ANTALYA, Turkey (Reuters) - NATO's military commander accused Russia on Wednesday of making irresponsible nuclear threats, which he said were intended to make NATO think twice about how it responded to Russia's actions in Ukraine.
U.S. Air Force General Philip Breedlove, NATO's supreme allied commander in Europe, also voiced concern at an increase in fighting in several areas of eastern Ukraine despite a declared ceasefire.
He said he saw a pattern developing similar to previous occasions when pro-Russian separatists took advantage of ceasefires to build their strength before launching a new offensive.
Breedlove stressed, however, that he could not judge the intentions of "the Russians that are leading these forces".
Russia denies providing any troops or arms to support rebellion in eastern Ukraine and accuses Kiev of violating the current ceasefire.
Russian officials have repeatedly made references to Moscow's nuclear arsenal as tensions with the West rose over Russia's annexation of Ukraine's Crimea region last year and what NATO says is Russian military support for the separatists.
President Vladimir Putin said in March that Moscow had been ready to put its nuclear forces on alert to ensure the annexation of Crimea, while Russia's ambassador to Denmark said Russian nuclear missiles could be aimed at Danish navy ships if Copenhagen joined NATO's missile defense system.
A Russian Foreign Ministry official also said in March that Moscow had the right to deploy nuclear arms in Crimea, though he knew of no plans to do so.
"This is not responsible language from a nuclear nation," Breedlove told reporters during a meeting of NATO foreign ministers in Turkey.
"I do not think that it aids in any serious negotiations or any serious deceleration of the problem (in Ukraine) and so I believe that all the nuclear nations should react responsibly in not only their actions but their words when it comes to nukes.
"I do believe that those remarks were put out ... to send a message ... It was put out there to intend to give us pause in our decision-making," Breedlove said when asked if he believed the comments were intended to deter NATO from responding with conventional weapons to Russia's actions in Ukraine.
NATO and Ukraine voiced concern in a joint statement at the meeting about Russian statements on the possible future stationing of nuclear weapons in Crimea.

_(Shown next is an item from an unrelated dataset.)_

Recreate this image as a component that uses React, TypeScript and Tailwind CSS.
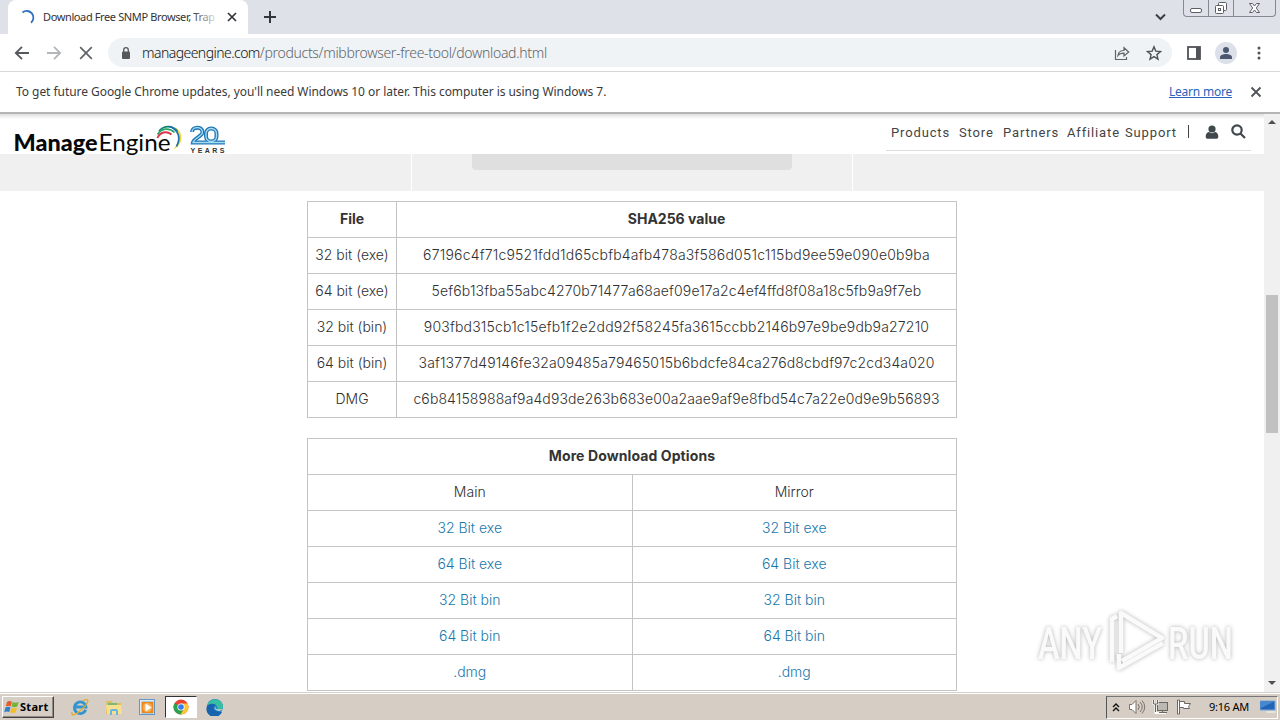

"The messages by the Russian side about the ... possibility of placing nuclear weapons in Crimea is a complete breach of international obligations," Ukrainian Foreign Minister Pavlo Klimkin told a news conference.
On the military situation in Ukraine, Breedlove said the port city of Mariupol and nearby Shyrokyne had both seen increased shelling, fighting and deaths in the last few days. "This is a very fragile ceasefire and we need to return to a ceasefire situation," he said.
"I think that what we see is a pattern that matches previous patterns during ceasefires ... We see training, we see re-equipping, we see new forces, new money, organisation, increased command and control, all these things are in a pattern across the past several times where we have seen a push (offensive)."